21.11.2024

Смоктуновский: «Я, наверное, звероящер: я люблю свою страшную, исковерканную страну»


Беседа народного артиста СССР Иннокентия Смоктуновского (1925-1994) с Александром Сиротиным, 1992 год.

— Иннокентий Михайлович, вы ведь не впервые в Америке?

— Наверное, в пятый раз. Впервые я приехал в США, когда здесь демонстрировались мои фильмы. Это было, кажется, в начале 80-х. Потом я приезжал с благотворительной целью: мы помогали нашей соотечественнице открыть детский театр на английском языке. Затем я был здесь с миссией доброй воли — это была так называемая народная дипломатия. Потом, уже в четвёртый раз, я гостил у своих друзей в Чикаго. И вот сейчас прибыл сюда со своими друзьями, с дочерью. Мы привезли, как мне кажется, в высшей степени интересный спектакль.

Я говорю об этом не потому, что я в нём занят и много вложил в него сил, сердца и жизни, а потому, что оно действительно так. Этот спектакль про всех нас, хотя написан он о сказочнике Андерсене. Автор его — скандинавский писатель и драматург Энквист. Ему удалось вникнуть в суть вопросов, которые касаются едва ли не каждого дома.

Это эмоциональная человеческая трагедия. Пьеса о том, как трудно быть искренним в нашей среде, и в общественной, и в семейной. Но ещё труднее быть искренним перед самим собой, не лгать себе, а честно признаться, кто ты есть на самом деле. Ведь почему такое не совсем понятное название «Из жизни дождевых червей»? «Человек подобен богу», — сказал когда-то Шекспир. Подобен! Но тем не менее, как сказал наш великий поэт Державин, «Я царь, я раб, я червь, я бог!» То есть в человеке есть и бог, и раб, и червь. Если покопаться в себе самом, искренне покопаться, то кто ты? Достоевский назвал своего героя «Лев Николаевич Мышкин», и всю жизнь спорил с ним: «Да, ты Лев Николаевич, да, ты лев, но, извини, пожалуйста, ты и мышь».

— А вы сами, вы лично, вы — Иннокентий Михайлович Смоктуновский — хотели бы убить эту мышь, этого червя в себе, чтобы остался лев, или вы принимаете себя таким, как есть, и ничего с этим не поделаешь, такова жизнь?

— Не знаю. Пытаюсь найти ответ… в духовности. Очень долго, 73 года мы в нашей стране такой замечательный устав общежития, как религия, отметали, говорили, что это дурман. Вот мы и пришли к бездуховности, то есть к бездушию. Мы за эти годы забыли о душе.
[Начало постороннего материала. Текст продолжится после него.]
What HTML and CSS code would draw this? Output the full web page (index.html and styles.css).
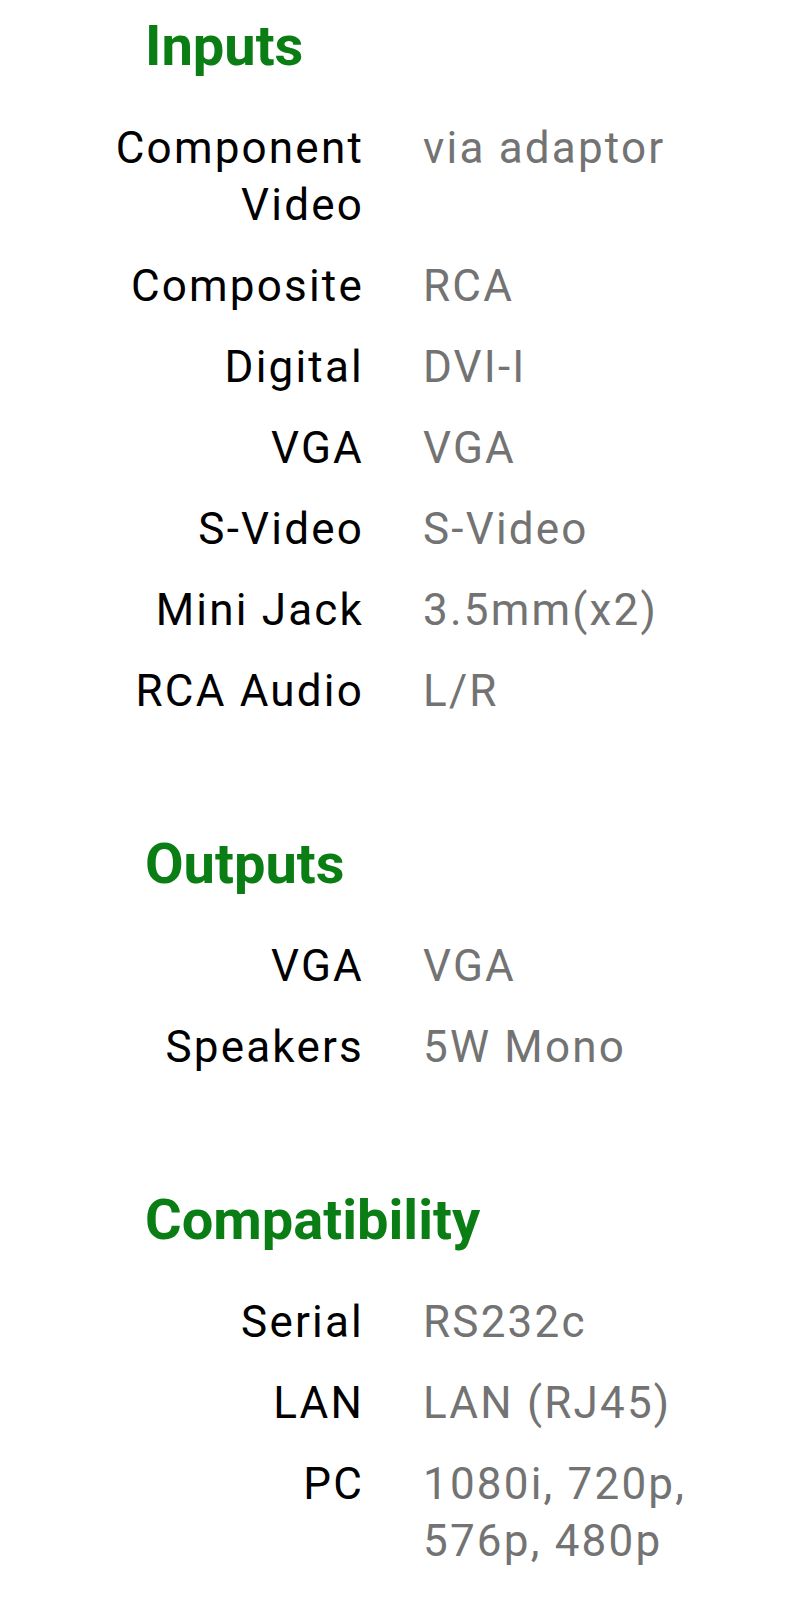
FILE: index.html
```html
<!DOCTYPE html>
<html>
<head>
	<meta charset="utf-8">
	<meta name="viewport" content="width=device-width, initial-scale=1">
	<title>Specifications</title>
	<link rel="stylesheet" href="styles.css">
</head>
<body>
	<div class="specs">

		<!-- inputs -->
		<div class="group">
			<h2 class="groupTitle">Inputs</h2>
			<div class="table">
				<div class="label">Component Video</div>
				<div class="value">via adaptor</div>
				<div class="label">Composite</div>
				<div class="value">RCA</div>
				<div class="label">Digital</div>
				<div class="value">DVI-I</div>
				<div class="label">VGA</div>
				<div class="value">VGA</div>
				<div class="label">S-Video</div>
				<div class="value">S-Video</div>
				<div class="label">Mini Jack</div>
				<div class="value">3.5mm(x2)</div>
				<div class="label">RCA Audio</div>
				<div class="value">L/R</div>
			</div>
		</div>

		<!-- outputs -->
		<div class="group">
			<h2 class="groupTitle">Outputs</h2>
			<div class="table">
				<div class="label">VGA</div>
				<div class="value">VGA</div>
				<div class="label">Speakers</div>
				<div class="value">5W Mono</div>
			</div>
		</div>

		<!-- compatibility -->
		<div class="group">
			<h2 class="groupTitle">Compatibility</h2>
			<div class="table">
				<div class="label">Serial</div>
				<div class="value">RS232c</div>
				<div class="label">LAN</div>
				<div class="value">LAN (RJ45)</div>
				<div class="label">PC</div>
				<div class="value">1080i, 720p, 576p, 480p</div>
			</div>
		</div>

	</div>
</body>
</html>
```

FILE: styles.css
```css
body {
	margin: 0;
	padding: 0;
	background-color: white;
	font-family: Roboto, "Noto Sans", sans-serif;
}

.specs {
	padding-top: 13px;
	padding-bottom: 30px;
}

.group + .group {
	margin-top: 111px;
}

.groupTitle {
	margin: 0 0 41px 145px;
	font-size: 56px;
	line-height: 66px;
	font-weight: bold;
	color: #0a7d14;
}

.table {
	display: grid;
	grid-template-columns: 302px 1fr;
	column-gap: 59px;
	row-gap: 24px;
	padding-left: 62px;
	padding-right: 10px;
	font-size: 44px;
	line-height: 57px;
	letter-spacing: 2.2px;
}

.label {
	text-align: right;
	color: black;
}

.value {
	color: #737373;
}
```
— Иннокентий Михайлович, основная часть ваших зрителей в Америке — из Советского Союза. Это та самая публика, которая, во всяком случае, её старшее поколение, будет всегда благодарна вам за роль лейтенанта Фарбера в фильме «Солдаты». Это была одна из ваших первых ролей в кино. А недавно вы обратились к публике с приветствием «Шалом». Есть ли какая-то связь между Фарбером, сыгранным вами несколько десятилетий назад, и недавним «Шалом»?

— Есть связь. Связь прямая. Связь, с моей точки зрения, прекрасная, человеческая, крепкая, всегдашняя. Так уж как-то повелось у нас на Старом Базаре города Красноярска, где я жил с детства. Мне было пять лет, когда мы уехали из-под Томска, потому что там уже был голод, и родители боялись, что я тоже погибну, как старший брат Дмитрий. Меня отвезли к тётке, и там я вдруг узнал, что вокруг нашего дома, где-то на территории Старого Базара, живёт очень много еврейских семей. Это не были мои друзья, это не были друзья моих родителей, моей тётки, моего дяди Васи. Нет. Но это была наша жизнь. Они были в нашей жизни, как и мы — в их жизни. Мы жили одной прекрасной, дружной, удивительно чуткой семьёй. Вот это я хорошо помню. Меня всегда можно было найти там, среди евреев. Я тянулся к этим замечательным людям, нежным, тёплым, честным, трогательным, добрым до бесконечности.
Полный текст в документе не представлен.